Tonight during his State of the Union address, President Obama will be talking about jobs and the economy. If he’s serious about that, he should back Senator Rand Paul’s National Right To Work Act which would “the current provisions in federal labor law that authorize compulsory union dues and fee payments as a condition of employment.”
Why is that important? Because when a workers right to choose when it comes to labor organization is protected the economy does better. From the National Institute for Labor Relations Research (chart via Mark Perry):
Of all the economic reforms Congress may consider this year and in 2014, S.204 would surely have the strongest positive impact for incomes and jobs. The potential boost S.204 could give to the national employment market can be illustrated by the U.S. Department of Labor’s data for civilian employment in the 50 states from January 2009, the month Barack Obama took office as U.S. President, through December 2012. This is the most comprehensive Labor Department gauge of job growth available.

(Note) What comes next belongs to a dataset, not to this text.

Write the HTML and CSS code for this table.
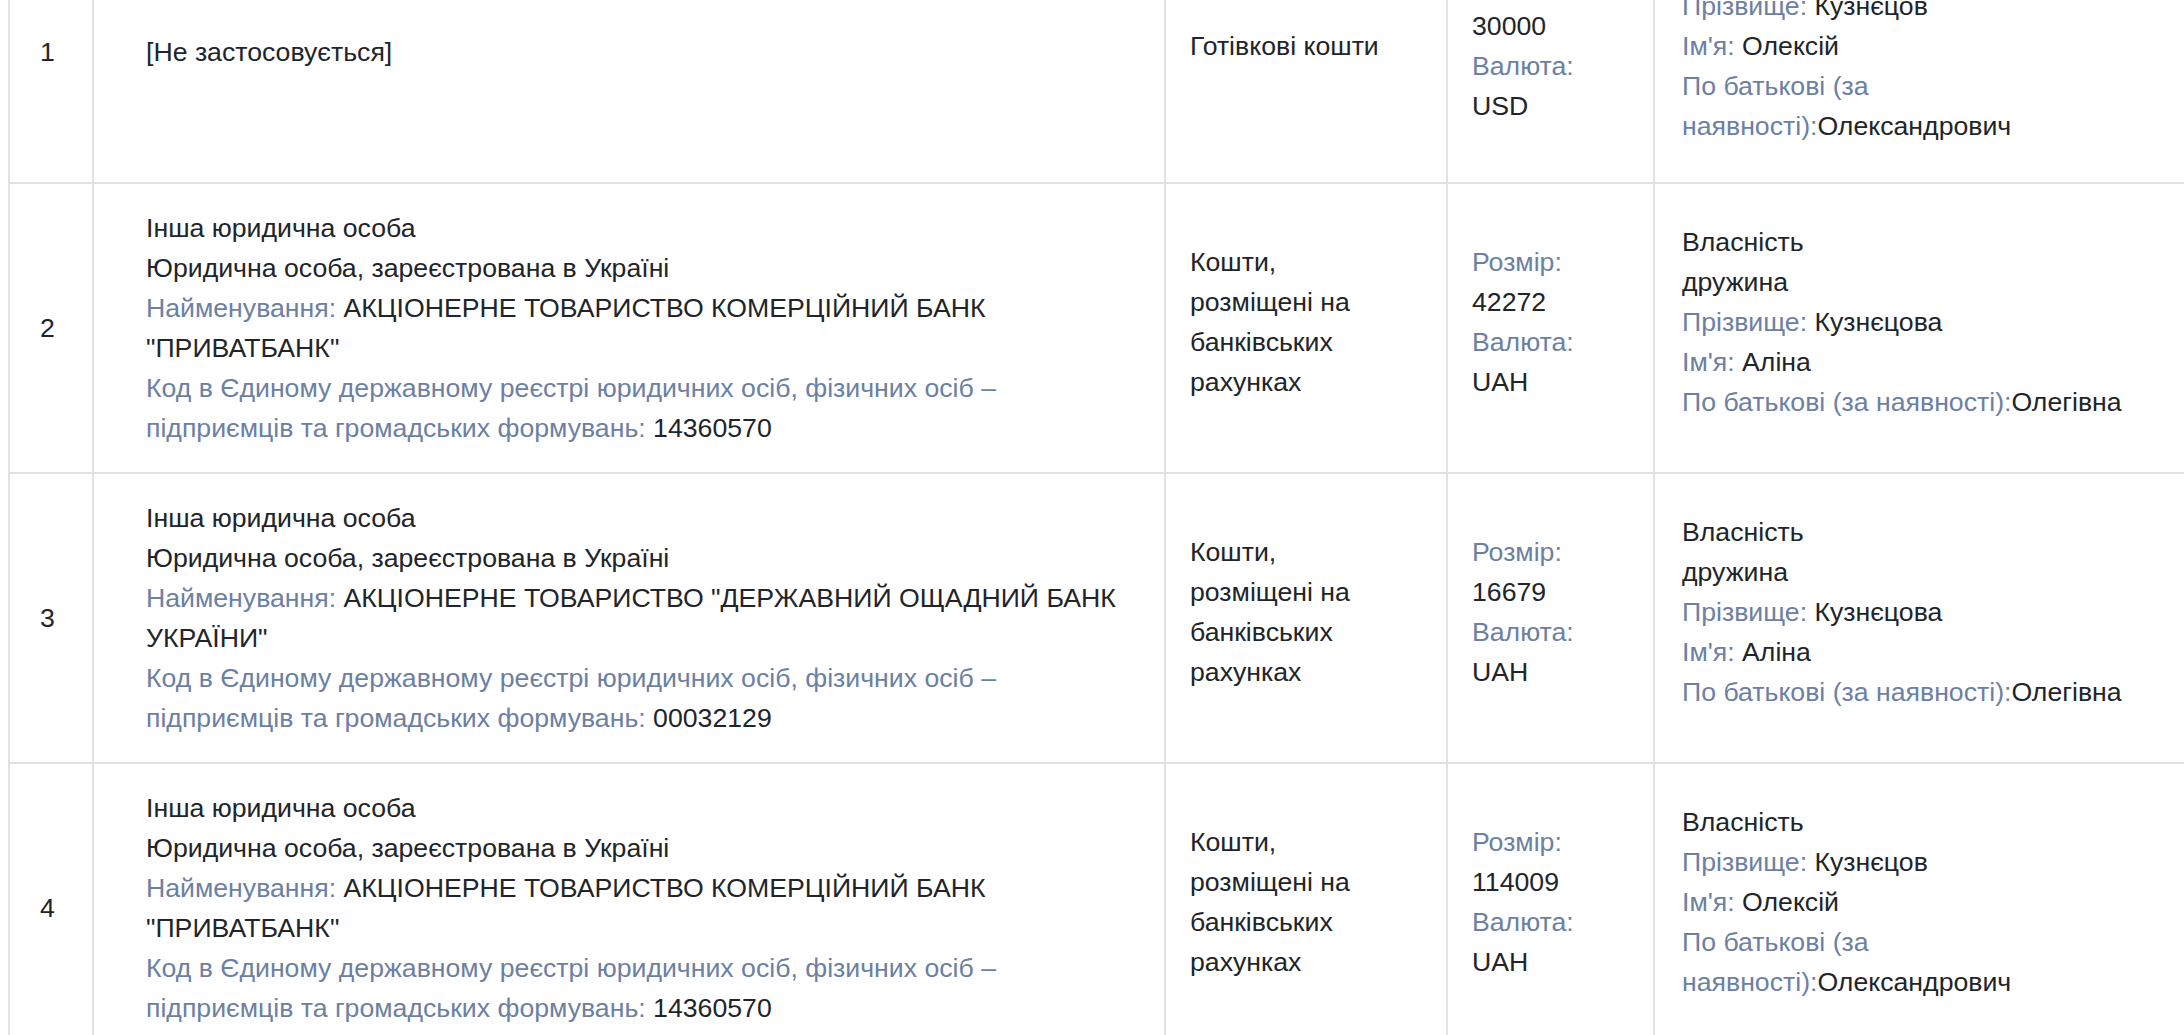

In the 22 states that had Right to Work (RTW) laws on the books protecting employees from forced union dues throughout the past four years, civilian employment has grown by a net 1.51 million, or 2.7%, since January 2009 (see chart above). Meanwhile, in the 27 states that lacked Right to Work laws prior to December 2012, civilian employment fell by nearly 240,000, or 0.3%.
All the eight states with the highest percentage job growth from January 2009 through December 2012 — Florida, Nebraska, North Carolina, North Dakota, Oklahoma, Tennessee, Texas and Virginia — are Right to Work. Meanwhile, seven of the nine states with the worst job losses are forced-unionism.
Put simply, when unionization is forced jobs are destroyed. When unionization is a choice, jobs are created.
The problem for President Obama is that the unions are perhaps his most important political constituency, and what’s best for the unions isn’t what’s best for America.